• AIM OF THE EXERCISE
What follows is a listing; give it again exactly, in its entirety.

• MATERIAL
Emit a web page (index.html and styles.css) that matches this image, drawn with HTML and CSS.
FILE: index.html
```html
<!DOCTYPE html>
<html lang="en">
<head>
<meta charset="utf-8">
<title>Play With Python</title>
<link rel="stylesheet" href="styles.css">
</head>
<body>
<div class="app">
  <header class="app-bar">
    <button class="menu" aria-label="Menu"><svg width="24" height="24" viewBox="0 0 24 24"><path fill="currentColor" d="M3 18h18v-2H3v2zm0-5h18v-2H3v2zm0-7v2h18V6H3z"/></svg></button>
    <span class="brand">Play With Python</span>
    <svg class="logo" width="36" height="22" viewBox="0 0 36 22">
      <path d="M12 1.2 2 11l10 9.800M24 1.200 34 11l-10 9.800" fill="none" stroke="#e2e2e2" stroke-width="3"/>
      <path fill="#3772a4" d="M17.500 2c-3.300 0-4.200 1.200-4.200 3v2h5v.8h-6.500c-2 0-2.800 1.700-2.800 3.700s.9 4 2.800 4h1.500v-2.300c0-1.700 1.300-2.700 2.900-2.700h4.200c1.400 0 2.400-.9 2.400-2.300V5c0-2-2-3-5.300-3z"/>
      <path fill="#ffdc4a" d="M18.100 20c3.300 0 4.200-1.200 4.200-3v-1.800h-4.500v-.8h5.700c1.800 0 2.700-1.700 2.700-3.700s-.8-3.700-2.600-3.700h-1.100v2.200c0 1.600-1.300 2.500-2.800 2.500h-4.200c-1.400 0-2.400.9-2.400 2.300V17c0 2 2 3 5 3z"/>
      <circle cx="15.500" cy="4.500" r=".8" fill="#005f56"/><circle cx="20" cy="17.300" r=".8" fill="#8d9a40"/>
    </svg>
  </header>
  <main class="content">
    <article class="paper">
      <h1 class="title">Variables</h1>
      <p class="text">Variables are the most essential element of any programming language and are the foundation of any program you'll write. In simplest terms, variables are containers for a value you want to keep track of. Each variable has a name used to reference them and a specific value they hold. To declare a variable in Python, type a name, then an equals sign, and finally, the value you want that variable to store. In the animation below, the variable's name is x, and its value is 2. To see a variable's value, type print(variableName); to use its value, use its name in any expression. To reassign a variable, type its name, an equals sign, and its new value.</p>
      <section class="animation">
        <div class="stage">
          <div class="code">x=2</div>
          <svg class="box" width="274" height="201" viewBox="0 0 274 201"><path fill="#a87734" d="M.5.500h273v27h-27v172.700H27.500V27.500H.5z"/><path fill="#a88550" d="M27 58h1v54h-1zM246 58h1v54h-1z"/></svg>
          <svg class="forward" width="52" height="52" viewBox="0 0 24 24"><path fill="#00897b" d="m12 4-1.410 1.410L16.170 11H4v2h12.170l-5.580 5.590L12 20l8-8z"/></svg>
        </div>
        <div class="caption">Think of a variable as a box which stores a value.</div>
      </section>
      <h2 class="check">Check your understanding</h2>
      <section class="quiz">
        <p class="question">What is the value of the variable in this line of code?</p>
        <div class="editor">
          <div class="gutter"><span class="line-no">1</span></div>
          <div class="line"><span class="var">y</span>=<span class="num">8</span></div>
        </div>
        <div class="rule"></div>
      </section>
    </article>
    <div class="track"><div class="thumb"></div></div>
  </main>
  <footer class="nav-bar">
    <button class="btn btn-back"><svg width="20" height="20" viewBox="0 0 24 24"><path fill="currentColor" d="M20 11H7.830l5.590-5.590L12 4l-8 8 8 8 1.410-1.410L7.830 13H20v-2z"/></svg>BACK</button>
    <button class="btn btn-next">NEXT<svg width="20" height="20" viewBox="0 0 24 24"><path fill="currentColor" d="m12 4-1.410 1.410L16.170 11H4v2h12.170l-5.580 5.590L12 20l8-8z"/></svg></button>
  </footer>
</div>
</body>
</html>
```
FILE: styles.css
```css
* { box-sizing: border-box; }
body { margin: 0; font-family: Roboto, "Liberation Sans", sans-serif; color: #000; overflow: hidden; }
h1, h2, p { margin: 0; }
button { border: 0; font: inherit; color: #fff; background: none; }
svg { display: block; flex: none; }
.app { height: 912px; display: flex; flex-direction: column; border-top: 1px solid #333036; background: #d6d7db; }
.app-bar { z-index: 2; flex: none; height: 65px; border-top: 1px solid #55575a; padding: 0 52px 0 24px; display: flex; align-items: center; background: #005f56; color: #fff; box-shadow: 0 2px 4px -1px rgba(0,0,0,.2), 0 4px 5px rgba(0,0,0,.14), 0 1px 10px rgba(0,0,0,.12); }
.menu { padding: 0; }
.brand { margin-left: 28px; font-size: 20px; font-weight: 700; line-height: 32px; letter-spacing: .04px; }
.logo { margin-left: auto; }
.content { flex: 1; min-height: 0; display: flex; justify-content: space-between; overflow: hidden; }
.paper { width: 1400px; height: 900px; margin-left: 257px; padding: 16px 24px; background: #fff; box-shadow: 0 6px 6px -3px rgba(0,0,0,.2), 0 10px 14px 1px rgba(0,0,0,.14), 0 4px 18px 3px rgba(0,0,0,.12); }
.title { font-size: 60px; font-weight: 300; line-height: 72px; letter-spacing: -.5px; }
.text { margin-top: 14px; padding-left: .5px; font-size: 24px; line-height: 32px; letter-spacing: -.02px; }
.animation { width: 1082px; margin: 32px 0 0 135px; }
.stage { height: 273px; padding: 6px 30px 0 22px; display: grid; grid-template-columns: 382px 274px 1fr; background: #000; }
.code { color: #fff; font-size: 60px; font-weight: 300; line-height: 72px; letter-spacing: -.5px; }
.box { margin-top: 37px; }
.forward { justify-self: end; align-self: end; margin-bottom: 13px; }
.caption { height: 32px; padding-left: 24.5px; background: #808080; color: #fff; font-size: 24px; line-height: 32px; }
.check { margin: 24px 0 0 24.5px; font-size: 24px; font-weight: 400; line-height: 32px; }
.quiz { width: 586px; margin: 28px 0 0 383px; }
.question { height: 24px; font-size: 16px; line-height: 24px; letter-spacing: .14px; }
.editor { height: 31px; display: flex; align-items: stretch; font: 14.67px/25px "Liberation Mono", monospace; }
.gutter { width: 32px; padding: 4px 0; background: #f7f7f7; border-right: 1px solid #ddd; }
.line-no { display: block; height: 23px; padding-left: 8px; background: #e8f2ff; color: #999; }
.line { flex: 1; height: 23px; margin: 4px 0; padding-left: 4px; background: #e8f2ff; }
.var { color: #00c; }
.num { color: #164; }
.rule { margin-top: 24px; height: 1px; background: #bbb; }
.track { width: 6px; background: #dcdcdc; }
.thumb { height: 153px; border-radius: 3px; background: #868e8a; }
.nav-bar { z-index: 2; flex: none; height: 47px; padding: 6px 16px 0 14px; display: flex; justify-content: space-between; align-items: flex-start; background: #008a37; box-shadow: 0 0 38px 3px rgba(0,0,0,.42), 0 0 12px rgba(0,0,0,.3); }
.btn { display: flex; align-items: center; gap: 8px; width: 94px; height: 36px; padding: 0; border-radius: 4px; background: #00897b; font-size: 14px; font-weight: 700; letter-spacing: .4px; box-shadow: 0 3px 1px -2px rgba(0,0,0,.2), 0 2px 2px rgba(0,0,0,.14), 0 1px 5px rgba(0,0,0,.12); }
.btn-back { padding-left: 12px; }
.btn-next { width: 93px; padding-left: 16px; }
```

• ANSWER TO THE TASK
Emit a web page (index.html and styles.css) that matches this image, drawn with HTML and CSS.
FILE: index.html
```html
<!DOCTYPE html>
<html lang="en">
<head>
<meta charset="utf-8">
<title>Play With Python</title>
<link rel="stylesheet" href="styles.css">
</head>
<body>
<div class="app">
  <header class="app-bar">
    <button class="menu" aria-label="Menu"><svg width="24" height="24" viewBox="0 0 24 24"><path fill="currentColor" d="M3 18h18v-2H3v2zm0-5h18v-2H3v2zm0-7v2h18V6H3z"/></svg></button>
    <span class="brand">Play With Python</span>
    <svg class="logo" width="36" height="22" viewBox="0 0 36 22">
      <path d="M12 1.2 2 11l10 9.800M24 1.200 34 11l-10 9.800" fill="none" stroke="#e2e2e2" stroke-width="3"/>
      <path fill="#3772a4" d="M17.500 2c-3.300 0-4.200 1.200-4.200 3v2h5v.8h-6.500c-2 0-2.800 1.700-2.800 3.700s.9 4 2.800 4h1.500v-2.300c0-1.700 1.300-2.700 2.900-2.700h4.200c1.400 0 2.400-.9 2.400-2.300V5c0-2-2-3-5.300-3z"/>
      <path fill="#ffdc4a" d="M18.100 20c3.300 0 4.200-1.200 4.200-3v-1.800h-4.500v-.8h5.700c1.800 0 2.700-1.700 2.700-3.700s-.8-3.700-2.600-3.700h-1.100v2.200c0 1.600-1.300 2.500-2.800 2.500h-4.200c-1.400 0-2.400.9-2.400 2.300V17c0 2 2 3 5 3z"/>
      <circle cx="15.500" cy="4.500" r=".8" fill="#005f56"/><circle cx="20" cy="17.300" r=".8" fill="#8d9a40"/>
    </svg>
  </header>
  <main class="content">
    <article class="paper">
      <h1 class="title">Variables</h1>
      <p class="text">Variables are the most essential element of any programming language and are the foundation of any program you'll write. In simplest terms, variables are containers for a value you want to keep track of. Each variable has a name used to reference them and a specific value they hold. To declare a variable in Python, type a name, then an equals sign, and finally, the value you want that variable to store. In the animation below, the variable's name is x, and its value is 2. To see a variable's value, type print(variableName); to use its value, use its name in any expression. To reassign a variable, type its name, an equals sign, and its new value.</p>
      <section class="animation">
        <div class="stage">
          <div class="code">x=2</div>
          <svg class="box" width="274" height="201" viewBox="0 0 274 201"><path fill="#a87734" d="M.5.500h273v27h-27v172.700H27.500V27.500H.5z"/><path fill="#a88550" d="M27 58h1v54h-1zM246 58h1v54h-1z"/></svg>
          <svg class="forward" width="52" height="52" viewBox="0 0 24 24"><path fill="#00897b" d="m12 4-1.410 1.410L16.170 11H4v2h12.170l-5.580 5.590L12 20l8-8z"/></svg>
        </div>
        <div class="caption">Think of a variable as a box which stores a value.</div>
      </section>
      <h2 class="check">Check your understanding</h2>
      <section class="quiz">
        <p class="question">What is the value of the variable in this line of code?</p>
        <div class="editor">
          <div class="gutter"><span class="line-no">1</span></div>
          <div class="line"><span class="var">y</span>=<span class="num">8</span></div>
        </div>
        <div class="rule"></div>
      </section>
    </article>
    <div class="track"><div class="thumb"></div></div>
  </main>
  <footer class="nav-bar">
    <button class="btn btn-back"><svg width="20" height="20" viewBox="0 0 24 24"><path fill="currentColor" d="M20 11H7.830l5.590-5.590L12 4l-8 8 8 8 1.410-1.410L7.830 13H20v-2z"/></svg>BACK</button>
    <button class="btn btn-next">NEXT<svg width="20" height="20" viewBox="0 0 24 24"><path fill="currentColor" d="m12 4-1.410 1.410L16.170 11H4v2h12.170l-5.580 5.590L12 20l8-8z"/></svg></button>
  </footer>
</div>
</body>
</html>
```
FILE: styles.css
```css
* { box-sizing: border-box; }
body { margin: 0; font-family: Roboto, "Liberation Sans", sans-serif; color: #000; overflow: hidden; }
h1, h2, p { margin: 0; }
button { border: 0; font: inherit; color: #fff; background: none; }
svg { display: block; flex: none; }
.app { height: 912px; display: flex; flex-direction: column; border-top: 1px solid #333036; background: #d6d7db; }
.app-bar { z-index: 2; flex: none; height: 65px; border-top: 1px solid #55575a; padding: 0 52px 0 24px; display: flex; align-items: center; background: #005f56; color: #fff; box-shadow: 0 2px 4px -1px rgba(0,0,0,.2), 0 4px 5px rgba(0,0,0,.14), 0 1px 10px rgba(0,0,0,.12); }
.menu { padding: 0; }
.brand { margin-left: 28px; font-size: 20px; font-weight: 700; line-height: 32px; letter-spacing: .04px; }
.logo { margin-left: auto; }
.content { flex: 1; min-height: 0; display: flex; justify-content: space-between; overflow: hidden; }
.paper { width: 1400px; height: 900px; margin-left: 257px; padding: 16px 24px; background: #fff; box-shadow: 0 6px 6px -3px rgba(0,0,0,.2), 0 10px 14px 1px rgba(0,0,0,.14), 0 4px 18px 3px rgba(0,0,0,.12); }
.title { font-size: 60px; font-weight: 300; line-height: 72px; letter-spacing: -.5px; }
.text { margin-top: 14px; padding-left: .5px; font-size: 24px; line-height: 32px; letter-spacing: -.02px; }
.animation { width: 1082px; margin: 32px 0 0 135px; }
.stage { height: 273px; padding: 6px 30px 0 22px; display: grid; grid-template-columns: 382px 274px 1fr; background: #000; }
.code { color: #fff; font-size: 60px; font-weight: 300; line-height: 72px; letter-spacing: -.5px; }
.box { margin-top: 37px; }
.forward { justify-self: end; align-self: end; margin-bottom: 13px; }
.caption { height: 32px; padding-left: 24.5px; background: #808080; color: #fff; font-size: 24px; line-height: 32px; }
.check { margin: 24px 0 0 24.5px; font-size: 24px; font-weight: 400; line-height: 32px; }
.quiz { width: 586px; margin: 28px 0 0 383px; }
.question { height: 24px; font-size: 16px; line-height: 24px; letter-spacing: .14px; }
.editor { height: 31px; display: flex; align-items: stretch; font: 14.67px/25px "Liberation Mono", monospace; }
.gutter { width: 32px; padding: 4px 0; background: #f7f7f7; border-right: 1px solid #ddd; }
.line-no { display: block; height: 23px; padding-left: 8px; background: #e8f2ff; color: #999; }
.line { flex: 1; height: 23px; margin: 4px 0; padding-left: 4px; background: #e8f2ff; }
.var { color: #00c; }
.num { color: #164; }
.rule { margin-top: 24px; height: 1px; background: #bbb; }
.track { width: 6px; background: #dcdcdc; }
.thumb { height: 153px; border-radius: 3px; background: #868e8a; }
.nav-bar { z-index: 2; flex: none; height: 47px; padding: 6px 16px 0 14px; display: flex; justify-content: space-between; align-items: flex-start; background: #008a37; box-shadow: 0 0 38px 3px rgba(0,0,0,.42), 0 0 12px rgba(0,0,0,.3); }
.btn { display: flex; align-items: center; gap: 8px; width: 94px; height: 36px; padding: 0; border-radius: 4px; background: #00897b; font-size: 14px; font-weight: 700; letter-spacing: .4px; box-shadow: 0 3px 1px -2px rgba(0,0,0,.2), 0 2px 2px rgba(0,0,0,.14), 0 1px 5px rgba(0,0,0,.12); }
.btn-back { padding-left: 12px; }
.btn-next { width: 93px; padding-left: 16px; }
```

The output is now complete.